GBP/USD had a bad week, succumbing to the strength of the US dollar and as the UK government made compromises on the Brexit Bill. What’s next? The focus is on the BOE’s rate decision and the Mansion House speech by Mark Carney. Here are the key events and an updated technical analysis for GBP/USD.
The UK government had to reach a compromise with the pro-Remain rebels in order to secure a victory in Parliament over the amendments suggested by the House of Lords. This could lead to a softer Brexit, but other factors complicated the picture. UK inflation disappointed with 2.4% y/y, weighing on Sterling. The jobs report was mixed with unimpressive salaries but a drop in jobless claims, while retail sales beat expectations. In the US, the Fed raised interest rates and signaled two additional moves. The hawkish hike took time to materialize in markets and the greenback exploded only after American retail sales beat expectations. GBP/USD fell sharply.
GBP/USD daily graph with resistance and support lines on it. Click to enlarge:
- Rightmove HPI: Sunday, 23:01. House prices advanced by 0.8% in April according to Rightmove, showing some resilience in a sector that struggled earlier in the year. A more modest increase is likely now.
- CBI Industrial Order Expectations: Wednesday, 10:10. Britain’s industry is suffering from hiccups as this measure of orders has shown. A drop of -3 was seen last time. The A bounce back to positive ground, 1 point, is on the cards this time.
- Public Sector Net Borrowing: Thursday, 8:30. The British government borrowed a total of 6.2 billion pounds, within normal ranges. A small squeeze in public lending is likely now: 5.1 billion.
- UK rate decision: Thursday, 11:00. The Bank of England left the interest rate unchanged in May, changing its intentions after data came out worse than expected. The BOE is expected to leave its policy unchanged once again in this meeting which does not include the publication of the Quarterly Inflation Report nor a press conference. The Bank also publishes its meeting minutes at the same time and this will reveal the voting pattern. Back in May, two members voted to raise rates while seven, including Governor Carney, voted to leave it unchanged. The same pattern is on the cards now. The reaction may be relatively muted as the Governor speaks later in the day.
- Mark Carney talks: Thursday, 20:15. The Governor of the BOE will deliver an important speech at Mansion House. In the past, he used the occasion to signals changes in monetary policy, sometimes not in line with the thoughts of other members. Any hawkish twist may be treated with suspicion but could still move the pound. Carney speaks at a time when liquidity is low, so any surprise could have an outsized impact.

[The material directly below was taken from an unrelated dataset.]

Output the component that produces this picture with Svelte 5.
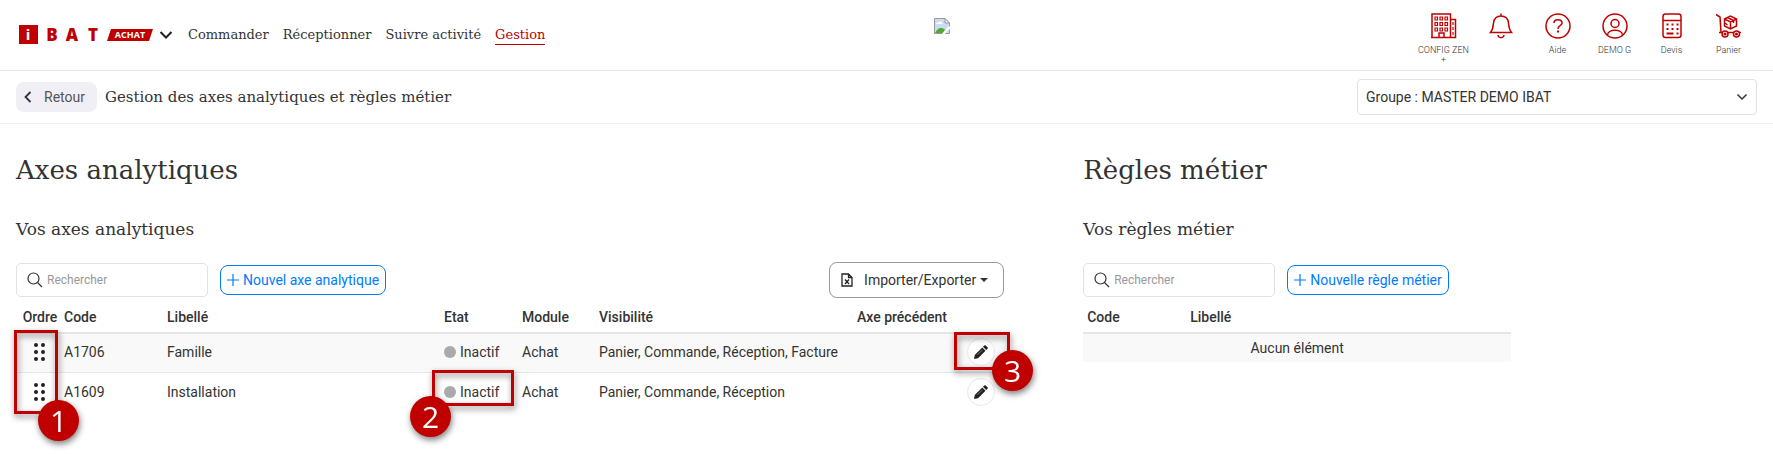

- BOE Quarterly Bulletin: Friday, 11:00. The Bank of England’s quarterly report is not as important as the Quarterly Inflation Report. Nevertheless, an updated view on the economy may impact markets. It will be of interest to see if the BOE remains optimistic about a Spring recovery as we enter the Summer.
* All times are GMT
GBP/USD Technical analysis
Pound/dollar made an initial move to the upside, getting close to 1.3470 (mentioned last week). It then plunged and closed below 1.33.
Technical lines from top to bottom:
1.3780 was a line of support in March and 1.3710 was the lowest point since early in the year.
Below, 1.3615 capped the pair in late 2017. 1.3470 was a swing high in early June.
The round number of 1.34 could provide further support. Further down, 1.33, which supported the pair in December, is still relevant.
1.3250 was a swing low in early June. Even lower, 1.3205 was the low point in late May. 1.3080 served as support back in November 2017. The ultimate line is 1.3000.
I remain bearish on GBP/USD
While hopes of a softer Brexit support the pound, the BOE is not close to raising rates, especially as trade issues loom. The US Dollar could gain further strength.